2. The OnProm Framework for Event Log Extraction
We describe now the OnProm approach for event log extraction, as shown in Figure 1. To
extract from a legacy information system ℐ = ⟨ℛ, 𝒟⟩, with relational schema ℛ and database 𝒟,
event logs that conform to an event log standard 𝑋, OnProm works as follows:
(1) A domain ontology is a high-level abstraction of business logic concerned in a domain of
    interest.

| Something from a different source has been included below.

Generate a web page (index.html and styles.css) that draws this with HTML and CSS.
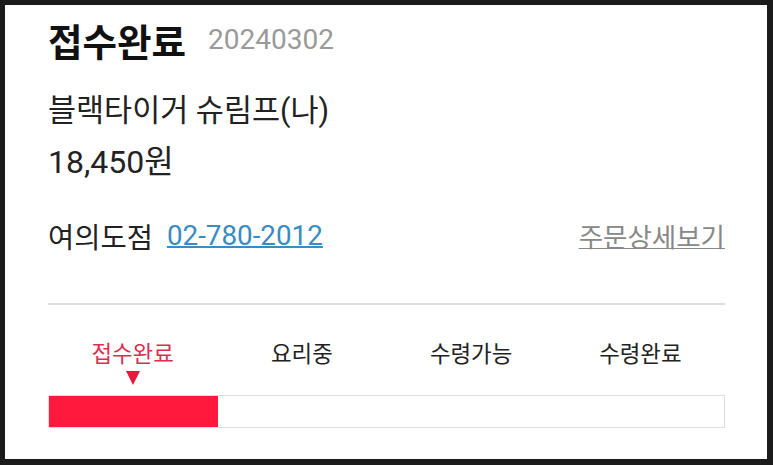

The user can design a domain ontology 𝒯 using the standard ontology language
    OWL 2 QL using any ontology editing tool, e.g., the Ontology Editor of the OnProm tool chain.
    Then the user creates a VKG mapping ℳ (using, e.g., the Ontop plugin for Protégé [17]) to
    declare how the instances of classes and properties in 𝒯 are populated from ℐ. This step
    is only concerned with modeling the domain of interest and is agnostic to the event log
    standard.
(2) OnProm assumes that for the event log standard 𝑋, a specific (domain-independent) event
    ontology ℰ𝑋 is available. The Annotation Editor of OnProm imports ℰ𝑋 , and allows the
    user to create annotations ℒ𝑋 , which are based on the classes in ℰ𝑋 , over the classes in 𝒯 .
(3) OnProm assumes that for the standard 𝑋 also a set of SPARQL queries for extracting the
    log information is defined. By relying on a conceptual schema transformation approach [6]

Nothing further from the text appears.